## Short task
Repeat the listing that follows, character for character, minus the pictures.

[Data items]
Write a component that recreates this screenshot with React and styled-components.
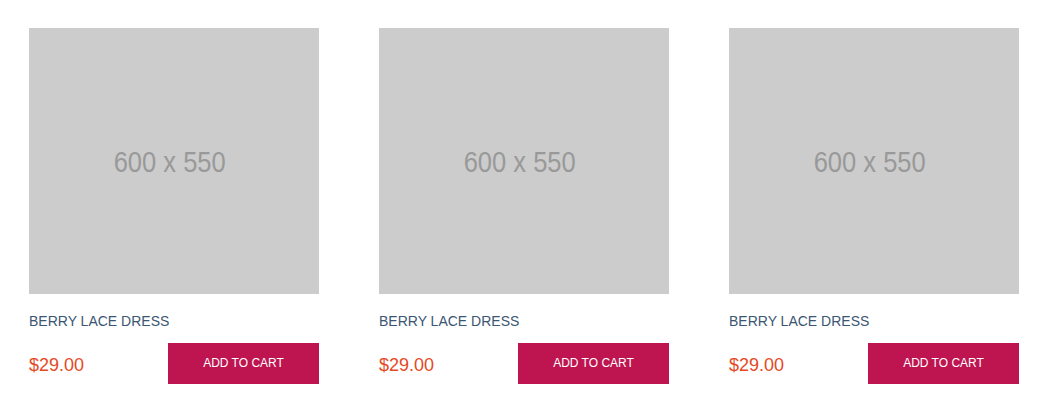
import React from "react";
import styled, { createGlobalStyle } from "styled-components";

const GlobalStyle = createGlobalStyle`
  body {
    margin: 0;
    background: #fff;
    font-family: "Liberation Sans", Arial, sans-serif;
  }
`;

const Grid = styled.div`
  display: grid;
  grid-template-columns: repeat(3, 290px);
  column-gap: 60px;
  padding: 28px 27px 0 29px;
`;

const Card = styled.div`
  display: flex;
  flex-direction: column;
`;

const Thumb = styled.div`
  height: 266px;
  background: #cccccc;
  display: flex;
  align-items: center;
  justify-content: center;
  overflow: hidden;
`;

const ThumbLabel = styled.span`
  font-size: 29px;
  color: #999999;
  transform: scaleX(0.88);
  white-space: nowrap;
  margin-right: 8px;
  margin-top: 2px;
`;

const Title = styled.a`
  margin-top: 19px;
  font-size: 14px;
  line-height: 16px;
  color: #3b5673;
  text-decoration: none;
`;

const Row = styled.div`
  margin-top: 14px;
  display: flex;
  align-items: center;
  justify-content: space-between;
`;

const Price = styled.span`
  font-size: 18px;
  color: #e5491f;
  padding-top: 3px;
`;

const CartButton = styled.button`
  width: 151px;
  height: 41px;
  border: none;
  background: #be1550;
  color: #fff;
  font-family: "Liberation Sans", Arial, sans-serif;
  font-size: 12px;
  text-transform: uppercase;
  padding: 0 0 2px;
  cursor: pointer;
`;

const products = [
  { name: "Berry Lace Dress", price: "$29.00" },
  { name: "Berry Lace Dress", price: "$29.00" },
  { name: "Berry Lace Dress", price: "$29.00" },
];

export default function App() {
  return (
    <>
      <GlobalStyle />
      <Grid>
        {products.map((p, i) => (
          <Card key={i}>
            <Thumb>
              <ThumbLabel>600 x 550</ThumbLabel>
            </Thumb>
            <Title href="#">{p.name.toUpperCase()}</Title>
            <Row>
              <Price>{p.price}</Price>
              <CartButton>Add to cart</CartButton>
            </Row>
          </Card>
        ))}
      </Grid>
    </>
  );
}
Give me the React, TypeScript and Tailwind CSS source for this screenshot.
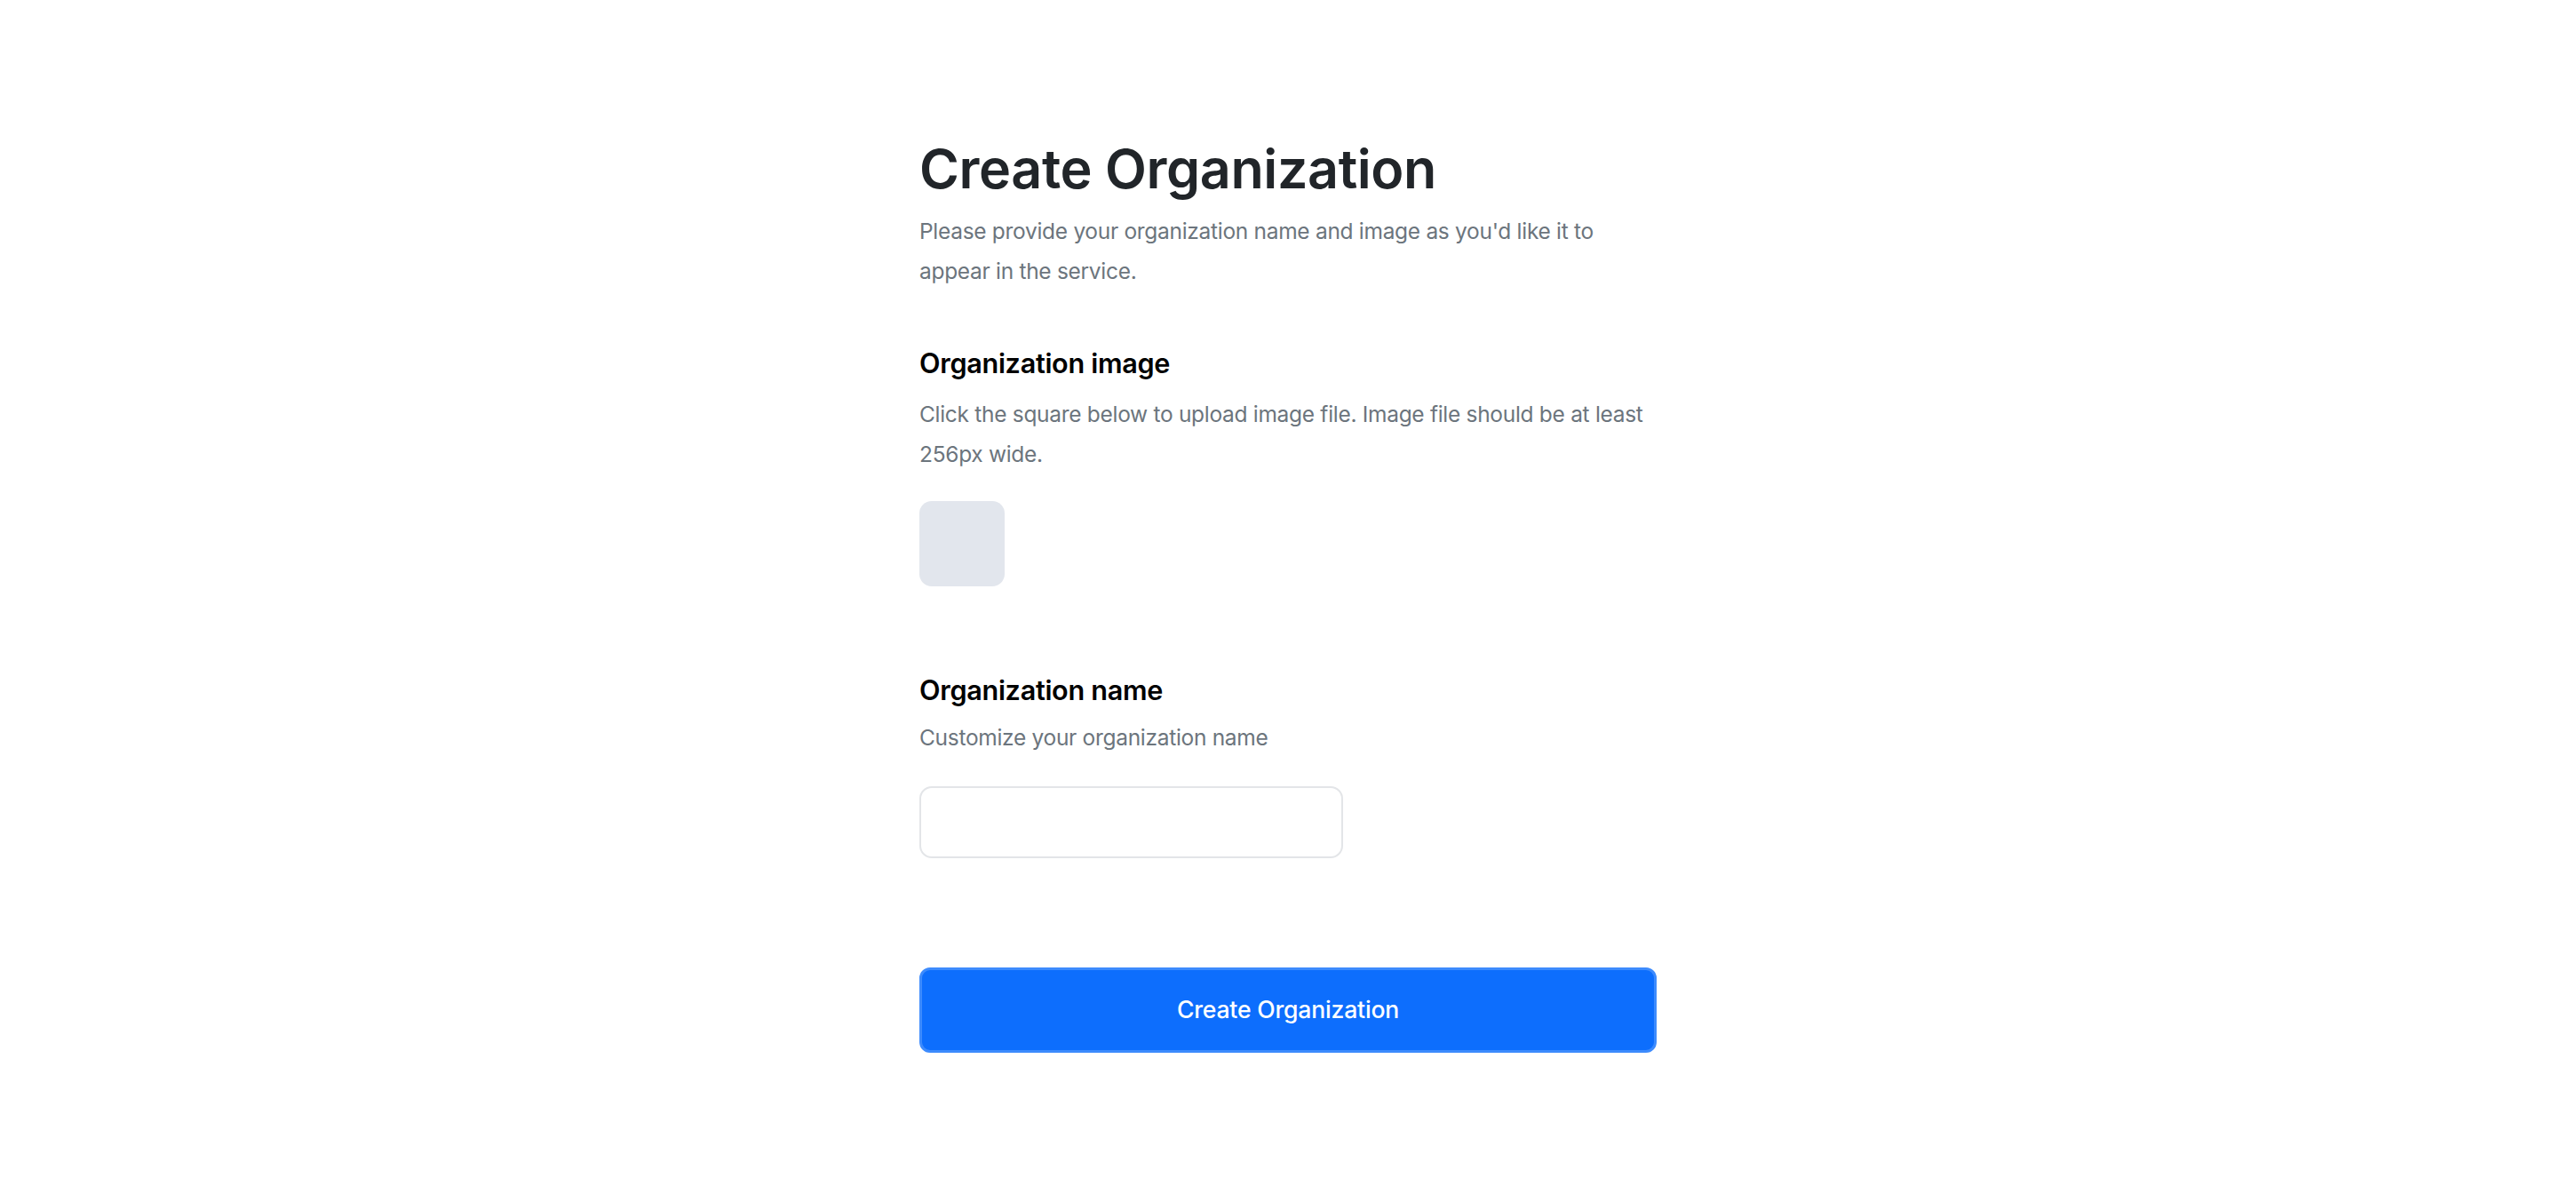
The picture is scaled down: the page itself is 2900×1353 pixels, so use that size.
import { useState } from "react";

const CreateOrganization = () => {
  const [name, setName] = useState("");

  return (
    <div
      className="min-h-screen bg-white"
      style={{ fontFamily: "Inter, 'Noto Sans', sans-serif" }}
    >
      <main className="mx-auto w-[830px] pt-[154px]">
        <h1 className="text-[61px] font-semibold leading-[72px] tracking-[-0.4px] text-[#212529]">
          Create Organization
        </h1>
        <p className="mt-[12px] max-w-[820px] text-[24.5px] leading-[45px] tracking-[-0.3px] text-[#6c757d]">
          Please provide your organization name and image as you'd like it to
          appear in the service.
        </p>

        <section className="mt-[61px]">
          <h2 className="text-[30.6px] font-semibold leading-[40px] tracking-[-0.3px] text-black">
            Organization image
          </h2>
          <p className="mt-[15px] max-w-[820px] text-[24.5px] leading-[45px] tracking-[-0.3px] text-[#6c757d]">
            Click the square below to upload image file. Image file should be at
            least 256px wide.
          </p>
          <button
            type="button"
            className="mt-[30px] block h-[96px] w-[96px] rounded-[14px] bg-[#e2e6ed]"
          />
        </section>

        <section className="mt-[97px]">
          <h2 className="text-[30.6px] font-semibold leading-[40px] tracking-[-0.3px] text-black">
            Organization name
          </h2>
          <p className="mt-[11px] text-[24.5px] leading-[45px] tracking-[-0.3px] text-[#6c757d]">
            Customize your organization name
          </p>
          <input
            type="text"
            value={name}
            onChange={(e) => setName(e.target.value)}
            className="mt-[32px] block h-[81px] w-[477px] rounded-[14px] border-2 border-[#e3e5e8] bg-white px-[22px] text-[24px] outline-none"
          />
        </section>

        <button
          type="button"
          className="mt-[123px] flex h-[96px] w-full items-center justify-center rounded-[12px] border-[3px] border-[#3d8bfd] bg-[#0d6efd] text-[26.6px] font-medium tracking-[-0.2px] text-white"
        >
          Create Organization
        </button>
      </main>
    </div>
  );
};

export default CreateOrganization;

## Result of the exercise
Write a component that recreates this screenshot with React and styled-components.
import React from "react";
import styled, { createGlobalStyle } from "styled-components";

const GlobalStyle = createGlobalStyle`
  body {
    margin: 0;
    background: #fff;
    font-family: "Liberation Sans", Arial, sans-serif;
  }
`;

const Grid = styled.div`
  display: grid;
  grid-template-columns: repeat(3, 290px);
  column-gap: 60px;
  padding: 28px 27px 0 29px;
`;

const Card = styled.div`
  display: flex;
  flex-direction: column;
`;

const Thumb = styled.div`
  height: 266px;
  background: #cccccc;
  display: flex;
  align-items: center;
  justify-content: center;
  overflow: hidden;
`;

const ThumbLabel = styled.span`
  font-size: 29px;
  color: #999999;
  transform: scaleX(0.88);
  white-space: nowrap;
  margin-right: 8px;
  margin-top: 2px;
`;

const Title = styled.a`
  margin-top: 19px;
  font-size: 14px;
  line-height: 16px;
  color: #3b5673;
  text-decoration: none;
`;

const Row = styled.div`
  margin-top: 14px;
  display: flex;
  align-items: center;
  justify-content: space-between;
`;

const Price = styled.span`
  font-size: 18px;
  color: #e5491f;
  padding-top: 3px;
`;

const CartButton = styled.button`
  width: 151px;
  height: 41px;
  border: none;
  background: #be1550;
  color: #fff;
  font-family: "Liberation Sans", Arial, sans-serif;
  font-size: 12px;
  text-transform: uppercase;
  padding: 0 0 2px;
  cursor: pointer;
`;

const products = [
  { name: "Berry Lace Dress", price: "$29.00" },
  { name: "Berry Lace Dress", price: "$29.00" },
  { name: "Berry Lace Dress", price: "$29.00" },
];

export default function App() {
  return (
    <>
      <GlobalStyle />
      <Grid>
        {products.map((p, i) => (
          <Card key={i}>
            <Thumb>
              <ThumbLabel>600 x 550</ThumbLabel>
            </Thumb>
            <Title href="#">{p.name.toUpperCase()}</Title>
            <Row>
              <Price>{p.price}</Price>
              <CartButton>Add to cart</CartButton>
            </Row>
          </Card>
        ))}
      </Grid>
    </>
  );
}
Give me the React, TypeScript and Tailwind CSS source for this screenshot.
The picture is scaled down: the page itself is 2900×1353 pixels, so use that size.
import { useState } from "react";

const CreateOrganization = () => {
  const [name, setName] = useState("");

  return (
    <div
      className="min-h-screen bg-white"
      style={{ fontFamily: "Inter, 'Noto Sans', sans-serif" }}
    >
      <main className="mx-auto w-[830px] pt-[154px]">
        <h1 className="text-[61px] font-semibold leading-[72px] tracking-[-0.4px] text-[#212529]">
          Create Organization
        </h1>
        <p className="mt-[12px] max-w-[820px] text-[24.5px] leading-[45px] tracking-[-0.3px] text-[#6c757d]">
          Please provide your organization name and image as you'd like it to
          appear in the service.
        </p>

        <section className="mt-[61px]">
          <h2 className="text-[30.6px] font-semibold leading-[40px] tracking-[-0.3px] text-black">
            Organization image
          </h2>
          <p className="mt-[15px] max-w-[820px] text-[24.5px] leading-[45px] tracking-[-0.3px] text-[#6c757d]">
            Click the square below to upload image file. Image file should be at
            least 256px wide.
          </p>
          <button
            type="button"
            className="mt-[30px] block h-[96px] w-[96px] rounded-[14px] bg-[#e2e6ed]"
          />
        </section>

        <section className="mt-[97px]">
          <h2 className="text-[30.6px] font-semibold leading-[40px] tracking-[-0.3px] text-black">
            Organization name
          </h2>
          <p className="mt-[11px] text-[24.5px] leading-[45px] tracking-[-0.3px] text-[#6c757d]">
            Customize your organization name
          </p>
          <input
            type="text"
            value={name}
            onChange={(e) => setName(e.target.value)}
            className="mt-[32px] block h-[81px] w-[477px] rounded-[14px] border-2 border-[#e3e5e8] bg-white px-[22px] text-[24px] outline-none"
          />
        </section>

        <button
          type="button"
          className="mt-[123px] flex h-[96px] w-full items-center justify-center rounded-[12px] border-[3px] border-[#3d8bfd] bg-[#0d6efd] text-[26.6px] font-medium tracking-[-0.2px] text-white"
        >
          Create Organization
        </button>
      </main>
    </div>
  );
};

export default CreateOrganization;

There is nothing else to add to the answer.